ST. AUGUSTINE, Fla. — It appears the trials of 2020 have affected even the pumpkin business. Turns out, pumpkin patches are showing up later this year at local churches.
The First United Methodist Church of St. Augustine’s pumpkin patch is so popular.
"We are known as the Pumpkin Church," Youth Pastor Jayce Ginn said. He oversees the pumpkin patch there.
However, the "pumpkin church" dealt with a squash situation this year.
"We got them late this year," Ginn said. "Our supplier had trouble finding a truck for us."

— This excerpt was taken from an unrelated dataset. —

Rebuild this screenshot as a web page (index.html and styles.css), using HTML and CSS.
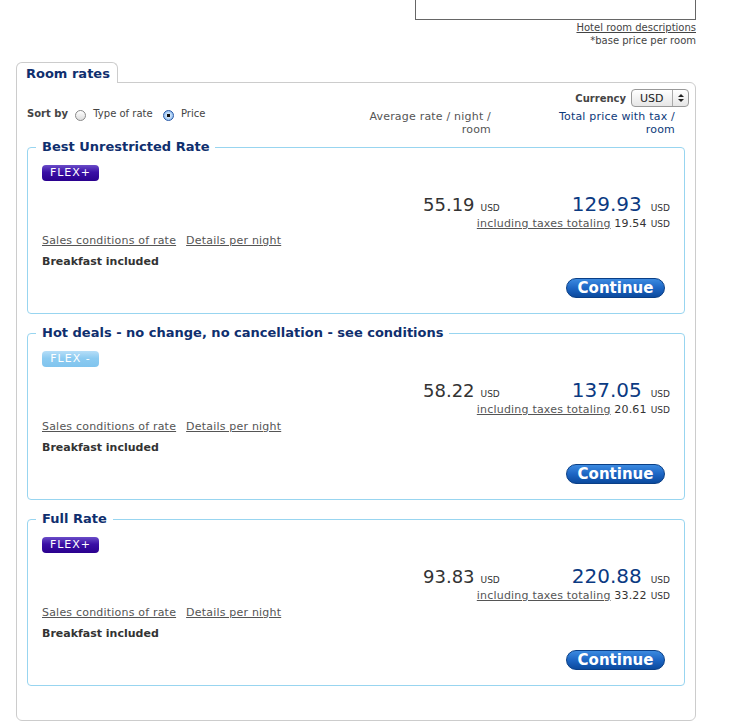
FILE: index.html
```html
<!DOCTYPE html>
<html lang="en">
<head>
    <meta charset="UTF-8">
    <title>Room rates</title>
    <link rel="stylesheet" href="styles.css">
</head>
<body>
    <div class="page">
        <div class="room-top">
            <div class="room-photo"></div>
            <a href="#" class="room-link">Hotel room descriptions</a>
            <div class="room-note">*base price per room</div>
        </div>

        <div class="tab">Room rates</div>
        <div class="panel">
            <div class="currency-row">
                <span class="label">Currency</span>
                <span class="select">USD<span class="arrows"></span></span>
            </div>
            <div class="sort-row">
                <div class="sort">
                    <span class="label">Sort by</span>
                    <span class="radio"></span> Type of rate
                    <span class="radio checked"></span> Price
                </div>
                <div class="col-head avg-head">Average rate / night / room</div>
                <div class="col-head total-head">Total price with tax / room</div>
            </div>

            <fieldset class="rate">
                <legend>Best Unrestricted Rate</legend>
                <span class="badge flex-plus">FLEX+</span>
                <div class="prices">
                    <span class="avg">55.19<small>USD</small></span>
                    <span class="total">129.93<small>USD</small></span>
                </div>
                <div class="taxes"><a href="#">including taxes totaling</a> 19.54<small>USD</small></div>
                <div class="links"><a href="#">Sales conditions of rate</a><a href="#">Details per night</a></div>
                <div class="breakfast">Breakfast included</div>
                <div class="actions"><button class="continue">Continue</button></div>
            </fieldset>

            <fieldset class="rate">
                <legend>Hot deals - no change, no cancellation - see conditions</legend>
                <span class="badge flex-minus">FLEX -</span>
                <div class="prices">
                    <span class="avg">58.22<small>USD</small></span>
                    <span class="total">137.05<small>USD</small></span>
                </div>
                <div class="taxes"><a href="#">including taxes totaling</a> 20.61<small>USD</small></div>
                <div class="links"><a href="#">Sales conditions of rate</a><a href="#">Details per night</a></div>
                <div class="breakfast">Breakfast included</div>
                <div class="actions"><button class="continue">Continue</button></div>
            </fieldset>

            <fieldset class="rate">
                <legend>Full Rate</legend>
                <span class="badge flex-plus">FLEX+</span>
                <div class="prices">
                    <span class="avg">93.83<small>USD</small></span>
                    <span class="total">220.88<small>USD</small></span>
                </div>
                <div class="taxes"><a href="#">including taxes totaling</a> 33.22<small>USD</small></div>
                <div class="links"><a href="#">Sales conditions of rate</a><a href="#">Details per night</a></div>
                <div class="breakfast">Breakfast included</div>
                <div class="actions"><button class="continue">Continue</button></div>
            </fieldset>
        </div>
    </div>
</body>
</html>
```

FILE: styles.css
```css
body {
    margin: 0;
    font-family: "DejaVu Sans", Verdana, sans-serif;
    font-size: 11px;
    color: #333;
    background: #fff;
}
a {
    color: #555;
}
.page {
    width: 680px;
    margin-left: 16px;
}
.room-top {
    display: flex;
    flex-direction: column;
    align-items: flex-end;
    font-size: 10px;
    line-height: 13px;
    color: #444;
}
.room-photo {
    width: 279px;
    height: 19px;
    border: 1px solid #666;
    border-top: none;
}
.room-link {
    color: #444;
    margin-top: 1px;
}

.tab {
    width: 91px;
    height: 20px;
    margin-top: 15px;
    padding-left: 9px;
    border: 1px solid #ccc;
    border-bottom: none;
    border-radius: 6px 6px 0 0;
    background: #fff;
    color: #0f2f6e;
    font-size: 13px;
    font-weight: bold;
    line-height: 22px;
    position: relative;
    z-index: 1;
    margin-bottom: -1px;
}
.panel {
    border: 1px solid #ccc;
    border-radius: 0 6px 6px 6px;
    padding: 6px 10px 23px 10px;
}
.label {
    font-size: 10px;
    font-weight: bold;
    color: #444;
}
.currency-row {
    display: flex;
    justify-content: flex-end;
    align-items: center;
    gap: 5px;
    margin-right: -4px;
    height: 18px;
}
.select {
    display: flex;
    align-items: center;
    width: 48px;
    height: 16px;
    padding-left: 8px;
    border: 1px solid #999;
    border-radius: 4px;
    background: linear-gradient(#fff, #e6e6e6);
    font-size: 11px;
    color: #222;
    position: relative;
}
.arrows {
    position: absolute;
    right: 0;
    top: 0;
    width: 15px;
    height: 16px;
    border-left: 1px solid #aaa;
}
.arrows::before, .arrows::after {
    content: "";
    position: absolute;
    left: 5px;
    border-left: 3px solid transparent;
    border-right: 3px solid transparent;
}
.arrows::before {
    top: 4px;
    border-bottom: 3px solid #222;
}
.arrows::after {
    top: 9px;
    border-top: 3px solid #222;
}

.sort-row {
    display: flex;
    align-items: flex-start;
}
.sort {
    flex: 1;
    font-size: 10px;
    line-height: 13px;
    color: #444;
}
.radio {
    display: inline-block;
    width: 9px;
    height: 9px;
    margin: 0 4px 0 4px;
    border: 1px solid #888;
    border-radius: 50%;
    background: linear-gradient(#fff, #ddd);
    vertical-align: -4px;
}
.radio.checked {
    border-color: #2a5aa8;
    background: radial-gradient(#111 0 1.5px, #cfe4fa 2px, #6aa6e8);
    margin-left: 7px;
}
.col-head {
    margin-top: 3px;
    line-height: 13px;
    text-align: right;
    letter-spacing: 0.2px;
}
.avg-head {
    width: 134px;
    color: #555;
    margin-right: 62px;
}
.total-head {
    width: 122px;
    color: #0d3a7a;
    margin-right: 10px;
}

.rate {
    margin: 3px 0 11px;
    padding: 0 14px 15px 14px;
    border: 1px solid #98d5f0;
    border-radius: 4px;
}
.rate legend {
    margin-left: -6px;
    padding: 0 6px;
    font-size: 13px;
    font-weight: bold;
    color: #0f2f6e;
    line-height: 16px;
}
.badge {
    display: inline-block;
    width: 57px;
    height: 16px;
    margin-top: 10px;
    border-radius: 4px;
    color: #fff;
    font-size: 11px;
    line-height: 16px;
    text-align: center;
    letter-spacing: 1px;
}
.flex-plus {
    background: linear-gradient(#6a4cc8, #3a0fa6 45%, #2a008e);
}
.flex-minus {
    background: linear-gradient(#b6def8, #8ccbf1 45%, #80c4ee);
}
.prices {
    display: flex;
    justify-content: flex-end;
    align-items: baseline;
    margin-top: 13px;
    margin-bottom: -2px;
    line-height: 21px;
}
.prices small, .taxes small {
    font-size: 9px;
    margin-left: 6px;
}
.avg {
    font-size: 18px;
    color: #333;
    margin-right: 72px;
}
.total {
    font-size: 20px;
    color: #0b3a82;
}
.total small {
    color: #333;
    margin-left: 9px;
}
.taxes {
    text-align: right;
    line-height: 13px;
    letter-spacing: 0.2px;
}
.taxes small {
    margin-left: 4px;
    letter-spacing: 0;
}
.links {
    display: flex;
    gap: 10px;
    margin-top: 3px;
    line-height: 13px;
    letter-spacing: 0.2px;
}
.breakfast {
    margin-top: 8px;
    font-weight: bold;
    line-height: 13px;
}
.actions {
    display: flex;
    justify-content: flex-end;
    margin-top: 10px;
    padding-right: 5px;
}
.continue {
    width: 99px;
    height: 20px;
    padding: 0;
    border: 1px solid #0a3f86;
    border-radius: 10px;
    background: linear-gradient(#3c8ae0, #1d66c4 50%, #0b4a9e);
    color: #fff;
    font-family: "DejaVu Sans", Verdana, sans-serif;
    font-size: 15px;
    font-weight: bold;
    line-height: 18px;
    cursor: pointer;
}
```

"We deal with hundreds of trucking companies," John Hamby and his family own Pumpkin Patch Fundraisers. It supplies pumpkins to non-profit organizations across the country.
"We think it’s one of the best crops we’ve had in 10 years," Hamby said
He spoke to First Coast News from his farm in New Mexico. His pumpkin crop was great this year, but he said trucks – to move them off the farm -- were in short supply.
"We’ve heard from the trucking companies we work with that it’s due to a shortage of drivers coming back after COVID-19," Hamby said.
Also, he said many trucks ended up working with FEMA for hurricane relief. But Hamby eventually found trucks, later than usual.
"We were delayed a week, which isn’t bad," Ginn at the church said.
Fewer churches and organizations are having pumpkin patches this year, but those that are could see big sales.
"Some people have already surpassed their total sales from last year," Hamby said.
While his pumpkin farm is in peak form, others are not. And that's causing a pumpkin shortage for large retailers, according to Hamby.
As for these pumpkins in St. Augustine, they’re the biggest fundraisers for youth and children’s ministries at "the pumpkin church."
"I’m glad we got the pumpkins this year! It would be a bit of a misnomer," Ginn said.